Parashat B'chukotai comes at the end of the book of Vayikra (Leviticus). After a book filled with specific laws, mostly about the sacrificial worship but also about living a holy life, this week's parasha exhorts the Israelites as a nation to keep God's covenant and commandments faithfully. "If you walk by my laws and keep my statues, and do them, I will give your rain at its appropriate time, and the trees of the field will give their fruit..." (26:3-4). If the Israelites reject God's laws and walk away from them, a series of catastrophes will be visited on them.
The ultimate consequence, according to the Torah, of abandoning the commandments is exile. God will no longer protect the people in Eretz Yisrael, and they will be forced to live elsewhere until they are ready to return to God.
The idea that the Jews' possession of the Land of Israel at any given time is conditional is woven throughout the Torah and the prophets. While Eretz Yisrael is always the homeland, the Torah says that the right to live there at the moment always depends on the way the people live and act when they are on the land. God gave the land not for its own sake, and not simply so that the Jews would have a place somewhere as all nations do. The land and the Jews come together so that the Jews can bring God's teachings to their full flowering.
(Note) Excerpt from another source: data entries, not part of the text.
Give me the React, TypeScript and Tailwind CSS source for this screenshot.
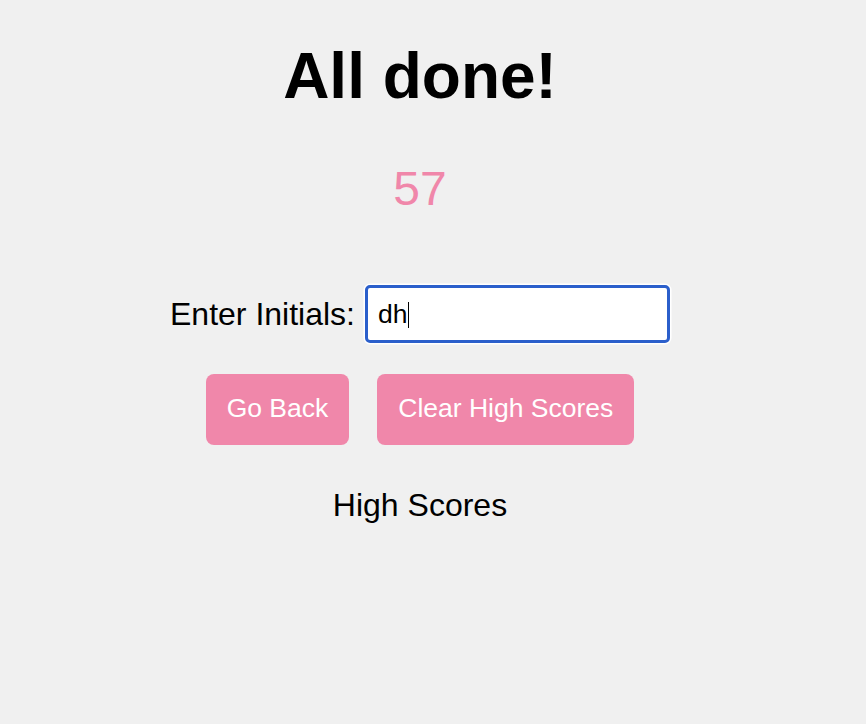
import React from "react";

export default function App() {
  return (
    <div
      className="min-h-screen w-full bg-[#f0f0f0] text-black"
      style={{ fontFamily: '"Liberation Sans", Arial, sans-serif' }}
    >
      <div className="flex w-[840px] flex-col items-center">
        <h1 className="mt-[44px] text-[64px] font-bold leading-none">All done!</h1>
        <p className="mt-[57px] text-[48px] leading-none text-[#f087aa]">57</p>
        <div className="mt-[72px] flex items-center">
          <label htmlFor="initials" className="text-[32px] leading-none">
            Enter Initials:
          </label>
          <div className="relative ml-[10px]">
            <input
              id="initials"
              type="text"
              defaultValue="dh"
              className="block h-[58px] w-[305px] rounded-[5px] border-[3px] border-[#2b5fcb] bg-white px-[10px] text-[26.5px] leading-none text-black caret-transparent shadow-[0_0_0_1.5px_#ffffff] outline-none"
            />
            <span className="pointer-events-none absolute left-[43px] top-[17px] h-[26px] w-[1.5px] bg-black" />
          </div>
        </div>
        <div className="mt-[31px] flex gap-[28px]">
          <button className="flex h-[71px] items-center rounded-[8px] bg-[#f087aa] px-[21px] pb-[3px] text-[26.5px] leading-none text-white">
            Go Back
          </button>
          <button className="flex h-[71px] items-center rounded-[8px] bg-[#f087aa] px-[21px] pb-[3px] text-[26.5px] leading-none text-white">
            Clear High Scores
          </button>
        </div>
        <h2 className="mt-[44px] text-[32px] leading-none">High Scores</h2>
      </div>
    </div>
  );
}
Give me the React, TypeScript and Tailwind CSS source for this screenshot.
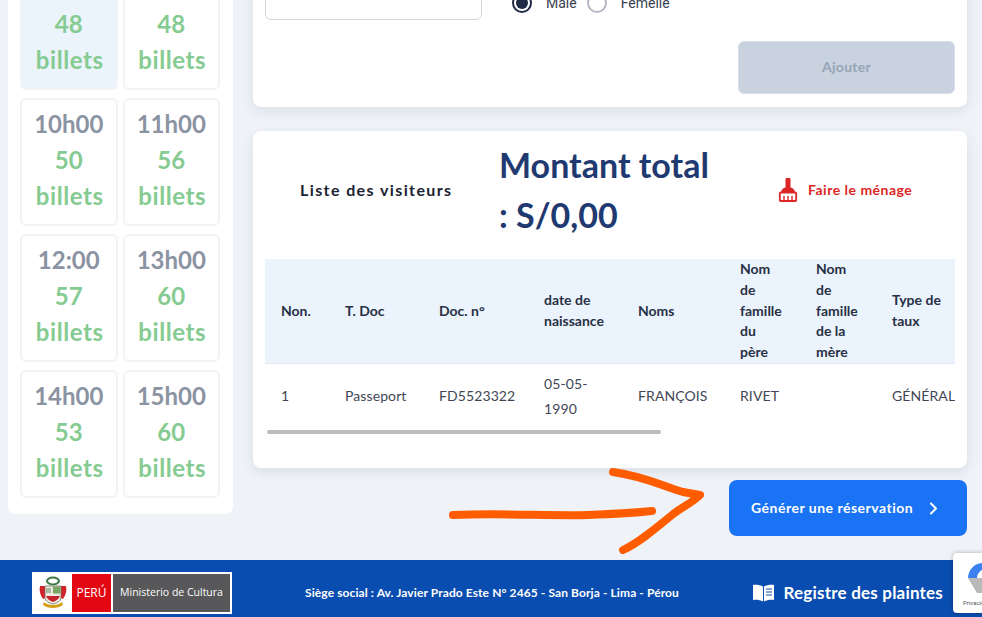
const sessions = [
  { hour: "08h00", tickets: 48, active: true },
  { hour: "09h00", tickets: 48, active: false },
  { hour: "10h00", tickets: 50, active: false },
  { hour: "11h00", tickets: 56, active: false },
  { hour: "12:00", tickets: 57, active: false },
  { hour: "13h00", tickets: 60, active: false },
  { hour: "14h00", tickets: 53, active: false },
  { hour: "15h00", tickets: 60, active: false },
];

const columns = [
  { label: "Non.", width: "w-[64px]" },
  { label: "T. Doc", width: "w-[94px]" },
  { label: "Doc. n°", width: "w-[105px]" },
  { label: "date de naissance", width: "w-[94px]" },
  { label: "Noms", width: "w-[102px]" },
  { label: "Nom de famille du père", width: "w-[76px]" },
  { label: "Nom de famille de la mère", width: "w-[76px]" },
  { label: "Type de taux", width: "w-[100px]" },
];

const row = ["1", "Passeport", "FD5523322", "05-05-1990", "FRANÇOIS", "RIVET", "", "GÉNÉRAL"];

function Broom() {
  return (
    <svg width="20" height="24" viewBox="0 0 20 24" className="shrink-0">
      <rect x="7.5" y="0" width="5" height="10" rx="1" fill="#dc2626" />
      <path d="M3 15c0-3 2-5.5 5-5.5h4c3 0 5 2.500 5 5.500z" fill="#dc2626" />
      <rect x="1.800" y="14.500" width="16.400" height="8.500" rx="1" fill="#fff" stroke="#dc2626" strokeWidth="1.800" />
      <path d="M6 18v4M10 18v4M14 18v4" stroke="#dc2626" strokeWidth="1.400" />
    </svg>
  );
}

function Crest() {
  return (
    <svg width="28" height="34" viewBox="0 0 28 34">
      <ellipse cx="14" cy="5" rx="6" ry="3.500" fill="none" stroke="#3c7a45" strokeWidth="2" />
      <path d="M1 10c-1 4 0 9 3 13l2-1V10z" fill="#d2232a" />
      <path d="M27 10c1 4 0 9-3 13l-2-1V10z" fill="#d2232a" />
      <path d="M6 10h16v12c0 3-4 5-8 6-4-1-8-3-8-6z" fill="#eeeae0" stroke="#6f6f60" strokeWidth="0.800" />
      <rect x="14" y="10.500" width="7.500" height="7" fill="#79a566" />
      <rect x="7" y="12" width="5" height="5" fill="#a8b8a0" />
      <path d="M7 20h14c-1 3-4 5-7 6-3-1-6-3-7-6z" fill="#c8232c" />
      <path d="M5 26c4 4 14 4 18 0l1 3c-5 4-15 4-20 0z" fill="#d4a017" />
    </svg>
  );
}

function App() {
  return (
    <div className="h-[617px] overflow-hidden flex flex-col bg-[#eff3f8] font-['Lato',sans-serif] relative">
      <div className="flex-1 min-h-0 flex items-start gap-5 ml-2 mr-[15px] mt-[-50px]">
        <aside className="w-[225px] shrink-0 bg-white rounded-lg pl-3 pr-[13px] pt-3 pb-4">
          <div className="grid grid-cols-2 gap-x-[5px] gap-y-2">
            {sessions.map((s) => (
              <div
                key={s.hour}
                className={`h-[128px] rounded-md border-2 border-[#f1f3f6] pt-[6px] text-center text-2xl leading-9 font-bold ${
                  s.active ? "bg-[#ebf3fb]" : "bg-white"
                }`}
              >
                <div className="text-[#8b93a3]">{s.hour}</div>
                <div className="text-[#86cb92]">{s.tickets}</div>
                <div className="text-[#86cb92] tracking-[0.6px] pl-0.5">billets</div>
              </div>
            ))}
          </div>
        </aside>

        <main className="flex-1 min-w-0 flex flex-col">
          <section className="bg-white rounded-lg shadow-[0_4px_12px_rgba(30,50,80,0.1)] px-3 pt-[18px] pb-[13px]">
            <div className="flex">
              <div className="w-[217px] h-[52px] border border-[#d3d6df] rounded-md bg-white" />
              <div className="flex items-end ml-[30px] h-[52px] pb-[7px] text-sm text-[#374151] font-['Roboto',sans-serif]">
                <span className="w-5 h-5 rounded-full border-2 border-[#1f2a44] flex items-center justify-center">
                  <span className="w-3 h-3 rounded-full bg-[#1f2a44]" />
                </span>
                <span className="ml-[14px] mr-[10px] leading-5">Male</span>
                <span className="w-5 h-5 rounded-full border-2 border-[#b4b8c4]" />
                <span className="ml-[14px] leading-5">Femelle</span>
              </div>
            </div>
            <div className="flex justify-end mt-[21px]">
              <button className="w-[217px] h-[53px] pb-0.5 rounded-md bg-[#c9d3e0] border border-[#d8dfe9] text-sm tracking-[0.3px] font-bold text-[#97a3b6]">
                Ajouter
              </button>
            </div>
          </section>

          <section className="mt-6 h-[337px] bg-white rounded-lg shadow-[0_4px_12px_rgba(30,50,80,0.1)] px-3">
            <div className="h-[128px] pb-[10px] flex items-center">
              <h3 className="w-[234px] pl-[35px] text-base tracking-[1.4px] font-bold text-[#1b2233]">
                Liste des visiteurs
              </h3>
              <h2 className="w-[279px] pr-[62px] text-[34px] leading-[50px] font-bold text-[#1f3a70]">
                Montant total : S/0,00
              </h2>
              <button className="flex items-center gap-[10px] text-sm tracking-[0.5px] font-bold text-[#dc2626] whitespace-nowrap">
                <Broom />
                Faire le ménage
              </button>
            </div>

            <div className="overflow-hidden">
              <table className="table-fixed w-[711px] border-collapse text-sm text-left">
                <thead>
                  <tr className="bg-[#ebf3fd] border-b border-[#e3e8f0]">
                    {columns.map((c) => (
                      <th key={c.label} className={`${c.width} pl-4 pr-4 py-0 font-bold leading-[20.8px] text-[#283044] align-middle`}>
                        {c.label}
                      </th>
                    ))}
                  </tr>
                </thead>
                <tbody>
                  <tr>
                    {row.map((cell, i) => (
                      <td key={i} className="pl-4 pr-4 pb-[3px] h-[67px] leading-[25px] text-[#3f4656] tracking-[0.1px]">
                        {cell}
                      </td>
                    ))}
                  </tr>
                </tbody>
              </table>
            </div>
            <div className="ml-0.5 w-[394px] h-1 rounded-sm bg-[#bcbcbc]" />
          </section>

          <button className="self-end mt-3 w-[238px] h-14 rounded-lg bg-[#1a73f5] flex items-center pl-[22px] gap-4 text-sm tracking-[0.5px] font-bold text-white whitespace-nowrap">
            Générer une réservation
            <svg width="9" height="13" viewBox="0 0 9 13" fill="none" stroke="#fff" strokeWidth="2" strokeLinecap="round" strokeLinejoin="round">
              <path d="M2 1.500 7 6.500l-5 5" />
            </svg>
          </button>
        </main>
      </div>

      <footer className="h-[57px] shrink-0 bg-[#0a4db0] flex items-center pl-8 pr-[39px] pt-[9px] relative">
        <div className="w-[200px] h-[42px] flex items-center bg-white p-0.5 shrink-0">
          <div className="w-[38px] flex justify-center">
            <Crest />
          </div>
          <div className="w-[39px] h-full bg-[#e30613] flex items-center justify-center text-xs text-white font-['Open_Sans',sans-serif]">
            PERÚ
          </div>
          <div className="flex-1 h-full ml-0.5 bg-[#58585a] flex items-center justify-center text-[10.5px] whitespace-nowrap text-white font-['Open_Sans',sans-serif]">
            Ministerio de Cultura
          </div>
        </div>
        <p className="ml-[73px] text-xs tracking-[0.1px] font-bold text-white whitespace-nowrap">
          Siège social : Av. Javier Prado Este N° 2465 - San Borja - Lima - Pérou
        </p>
        <div className="ml-auto flex items-center gap-[9px] text-[17px] tracking-[0.2px] font-bold text-white">
          <svg width="23" height="18" viewBox="0 0 23 18">
            <path d="M11 2.500C8 .8 4 .5 1 1v15c3-.5 7-.2 10 1.500z" fill="#fff" />
            <path d="M12 2.500C15 .8 19 .5 22 1v15c-3-.5-7-.2-10 1.500z" fill="#fff" />
            <path d="M14 5h6M14 8h6M14 11h6" stroke="#0a4db0" strokeWidth="1.200" />
          </svg>
          Registre des plaintes
        </div>
      </footer>

      {/* recaptcha badge */}
      <div className="absolute left-[953px] top-[553px] w-[60px] h-[60px] bg-white rounded-sm shadow-[0_0_4px_rgba(0,0,0,0.3)] overflow-hidden">
        <svg width="32" height="34" viewBox="0 0 32 34" className="absolute left-[15px] top-[8px]">
          <path d="M0 17A15 15 0 0 1 15 2l3 6a9 9 0 0 0-9 9z" fill="#3b82f0" />
          <path d="M15 2a15 15 0 0 1 15 15H21a6 6 0 0 0-3-9z" fill="#3b82f0" />
          <path d="M0 17h30a15 15 0 0 1-15 15L9 32z" fill="#b9b9b9" />
        </svg>
        <span className="absolute left-2.5 top-[47px] text-[6px] leading-none text-[#555] font-['Roboto',sans-serif]">Privacidad</span>
      </div>

      {/* hand drawn arrow */}
      <svg className="absolute left-0 top-0 pointer-events-none" width="982" height="617" fill="none" stroke="#ff5c00" strokeWidth="8" strokeLinecap="round" strokeLinejoin="round">
        <path d="M453 515c50-2 95 1 135 0 25-1 45-2 64-4" />
        <path d="M613 472c30 4 50 14 70 20l17 3c-8 8-18 12-28 20-16 13-32 27-49 35" />
      </svg>
    </div>
  );
}

export default App;
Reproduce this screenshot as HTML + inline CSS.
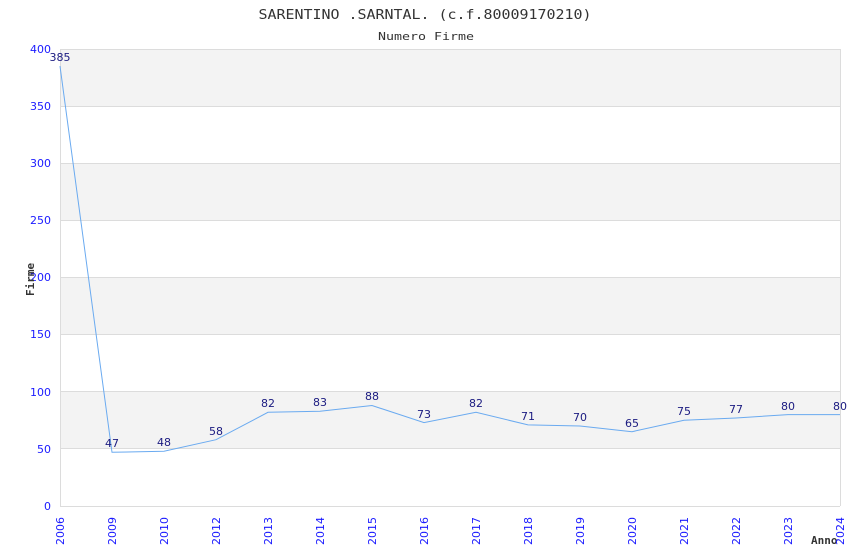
<!DOCTYPE html>
<html><head><style>body{margin:0;background:#fff}svg{display:block}</style></head><body>
<svg width="850" height="550" xmlns="http://www.w3.org/2000/svg">
<rect width="850" height="550" fill="#fff"/>
<g fill="#f3f3f3">
<rect x="60" y="49" width="780" height="57.1"/>
<rect x="60" y="163.3" width="780" height="57.1"/>
<rect x="60" y="277.5" width="780" height="57.1"/>
<rect x="60" y="391.8" width="780" height="57.1"/>
</g>
<g stroke="#dcdcdc" stroke-width="1">
<line x1="60" y1="49.5" x2="840" y2="49.5"/>
<line x1="60" y1="106.5" x2="840" y2="106.5"/>
<line x1="60" y1="163.5" x2="840" y2="163.5"/>
<line x1="60" y1="220.5" x2="840" y2="220.5"/>
<line x1="60" y1="277.5" x2="840" y2="277.5"/>
<line x1="60" y1="334.5" x2="840" y2="334.5"/>
<line x1="60" y1="391.5" x2="840" y2="391.5"/>
<line x1="60" y1="448.5" x2="840" y2="448.5"/>
<line x1="60" y1="506.5" x2="840" y2="506.5"/>
<line x1="60.5" y1="49" x2="60.5" y2="506"/>
<line x1="840.5" y1="49" x2="840.5" y2="506"/>
</g>
<text x="425" y="19" font-family="DejaVu Sans Mono, monospace" font-size="13" fill="#333" text-anchor="middle" textLength="333" lengthAdjust="spacingAndGlyphs">SARENTINO .SARNTAL. (c.f.80009170210)</text>
<text x="426" y="40" font-family="DejaVu Sans Mono, monospace" font-size="11" fill="#333" text-anchor="middle" textLength="96" lengthAdjust="spacingAndGlyphs">Numero Firme</text>
<g font-family="DejaVu Sans, sans-serif" font-size="11" fill="#1a1aff" text-anchor="end">
<text x="51" y="53">400</text><text x="51" y="110">350</text><text x="51" y="167">300</text>
<text x="51" y="224">250</text><text x="51" y="281">200</text><text x="51" y="338">150</text>
<text x="51" y="396">100</text><text x="51" y="453">50</text><text x="51" y="510">0</text>
</g>
<text transform="translate(34,296) rotate(-90)" font-family="DejaVu Sans Mono, monospace" font-size="11" font-weight="bold" fill="#333">Firme</text>
<text x="811" y="544" font-family="DejaVu Sans Mono, monospace" font-size="11" font-weight="bold" fill="#333">Anno</text>
<polyline fill="none" stroke="#6aaaf0" stroke-width="1" points="60,66.1 112,452.3 164,451.2 216,439.7 268,412.3 320,411.2 372,405.5 424,422.6 476,412.3 528,424.9 580,426 632,431.7 684,420.3 736,418 788,414.6 840,414.6"/>
<g font-family="DejaVu Sans, sans-serif" font-size="11" fill="#1a1a80" text-anchor="middle">
<text x="60" y="61">385</text><text x="112" y="447">47</text><text x="164" y="446">48</text>
<text x="216" y="435">58</text><text x="268" y="407">82</text><text x="320" y="406">83</text>
<text x="372" y="400">88</text><text x="424" y="418">73</text><text x="476" y="407">82</text>
<text x="528" y="420">71</text><text x="580" y="421">70</text><text x="632" y="427">65</text>
<text x="684" y="415">75</text><text x="736" y="413">77</text><text x="788" y="410">80</text>
<text x="840" y="410">80</text>
</g>
<g font-family="DejaVu Sans, sans-serif" font-size="11" fill="#1a1aff" text-anchor="end">
<text transform="translate(64,517) rotate(-90)">2006</text>
<text transform="translate(116,517) rotate(-90)">2009</text>
<text transform="translate(168,517) rotate(-90)">2010</text>
<text transform="translate(220,517) rotate(-90)">2012</text>
<text transform="translate(272,517) rotate(-90)">2013</text>
<text transform="translate(324,517) rotate(-90)">2014</text>
<text transform="translate(376,517) rotate(-90)">2015</text>
<text transform="translate(428,517) rotate(-90)">2016</text>
<text transform="translate(480,517) rotate(-90)">2017</text>
<text transform="translate(532,517) rotate(-90)">2018</text>
<text transform="translate(584,517) rotate(-90)">2019</text>
<text transform="translate(636,517) rotate(-90)">2020</text>
<text transform="translate(688,517) rotate(-90)">2021</text>
<text transform="translate(740,517) rotate(-90)">2022</text>
<text transform="translate(792,517) rotate(-90)">2023</text>
<text transform="translate(844,517) rotate(-90)">2024</text>
</g>
</svg>
</body></html>
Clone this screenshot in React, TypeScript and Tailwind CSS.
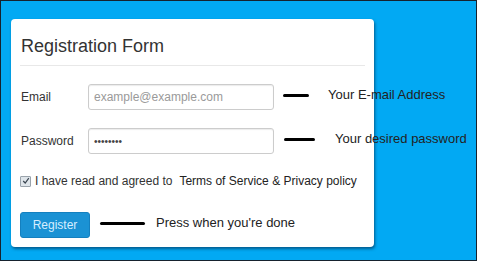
import React from 'react';

const Dash = ({ width }: { width: string }) => (
  <span className={`block h-[3px] rounded-full bg-black ${width}`} />
);

export default function App() {
  return (
    <div
      className="h-[261px] w-[477px] overflow-hidden border border-[#16222e] bg-[#02a9f3] pl-[10px] pt-[18px]"
      style={{ fontFamily: '"Liberation Sans", Arial, sans-serif' }}
    >
      <div className="h-[228px] w-[363px] rounded-[4px] bg-white px-[9px] pt-[16px] shadow-[1px_2px_3px_rgba(0,30,60,0.55)]">
        <h1 className="border-b border-[#e8e8e8] pb-[8px] pl-[1px] text-[18px] leading-[22px] text-[#333]">
          Registration Form
        </h1>

        {/* email row */}
        <div className="mt-[18px] flex items-center">
          <label className="w-[68px] shrink-0 pl-[1px] text-[12px] text-[#333]">Email</label>
          <input
            type="text"
            placeholder="example@example.com"
            className="h-[26px] w-[186px] shrink-0 rounded-[3px] border border-[#ccc] pl-[5px] text-[12px] text-[#555] shadow-[inset_0_1px_1px_rgba(0,0,0,0.08)] outline-none placeholder:text-[#9a9a9a]"
          />
          <div className="-mt-[4px] flex shrink-0 items-center whitespace-nowrap">
            <span className="ml-[9px]">
              <Dash width="w-[26px]" />
            </span>
            <span className="ml-[19px] text-[13px] text-[#222]">Your E-mail Address</span>
          </div>
        </div>

        {/* password row */}
        <div className="mt-[18px] flex items-center">
          <label className="w-[68px] shrink-0 pl-[1px] text-[12px] text-[#333]">Password</label>
          <input
            type="password"
            defaultValue="password"
            className="h-[26px] w-[186px] shrink-0 rounded-[3px] border border-[#ccc] pl-[5px] text-[10px] text-[#444] shadow-[inset_0_1px_1px_rgba(0,0,0,0.08)] outline-none"
          />
          <div className="-mt-[4px] flex shrink-0 items-center whitespace-nowrap">
            <span className="ml-[10px]">
              <Dash width="w-[31px]" />
            </span>
            <span className="ml-[20px] text-[13px] text-[#222]">Your desired password</span>
          </div>
        </div>

        {/* agreement */}
        <div className="mt-[19px] flex items-center whitespace-nowrap text-[12px] leading-[16px] text-[#333]">
          <span className="flex h-[11px] w-[11px] shrink-0 items-center justify-center rounded-[1px] border border-[#9aa3ab] bg-[#dfe5ea]">
            <svg viewBox="0 0 10 10" className="h-[8px] w-[8px]">
              <path d="M1.5 5 L4 7.5 L8.5 1.5" fill="none" stroke="#3a4550" strokeWidth="1.5" />
            </svg>
          </span>
          <span className="ml-[4px]">I have read and agreed to</span>
          <span className="ml-[7px] text-[#222]">Terms of Service &amp; Privacy policy</span>
        </div>

        {/* submit row */}
        <div className="mt-[23px] flex items-center">
          <button className="h-[26px] w-[70px] shrink-0 rounded-[3px] border border-[#1580bf] bg-[#1b92d4] text-[12px] text-[#d6eeff]">
            Register
          </button>
          <div className="-mt-[5px] flex shrink-0 items-center whitespace-nowrap">
            <span className="ml-[10px] mt-[2px]">
              <Dash width="w-[45px]" />
            </span>
            <span className="ml-[11px] text-[13px] text-[#222]">Press when you&apos;re done</span>
          </div>
        </div>
      </div>
    </div>
  );
}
As Jews in and out of Israel today look at the conflict with the Palestinians, this perspective from the Torah must remain in mind. This week, President Obama weighed in with his view on how the Land of Israel should be shared between Israel and the Palestinians. Mahmoud Abbas, the leader of the Palestinians, outlined their argument for the United Nations to recognize Palestine as a state this September (a must read).
In biblical times, when faced with pressure from the outside, Israel's kings tried to view things only strategically, in terms of alliances and forces. The prophets, with the words of the Torah such as this week's, reminded them that it is the character of Jewish society that will determine the outcome. A callous insensitivity to the Palestinians' suffering, their sense of identity and statelessness, cannot be in line with the covenant.
No amount of military strength will prevail if there is not also a human response, a moral response. I don't expect Prime Minister Netanyahu to let down his vigilance about Israel's safety when the Middle East is in turmoil. As a Jewish leader, though, he needs at least to let on that he understands that the Palestinians are stateless and in exile.
The Torah well knew that biblical Israel was surrounded by enemies, and permeated by Canaanite tribes with a profoundly different religion and worldview. But Parashat B'chukotai does not teach: "If you reject my laws, I will send you into exile, unless your enemies are terrible and you had no choice." This year is a precarious time for Israel. Focusing only on how threatening the neighbors are will not, says the Torah, make Israel any safer.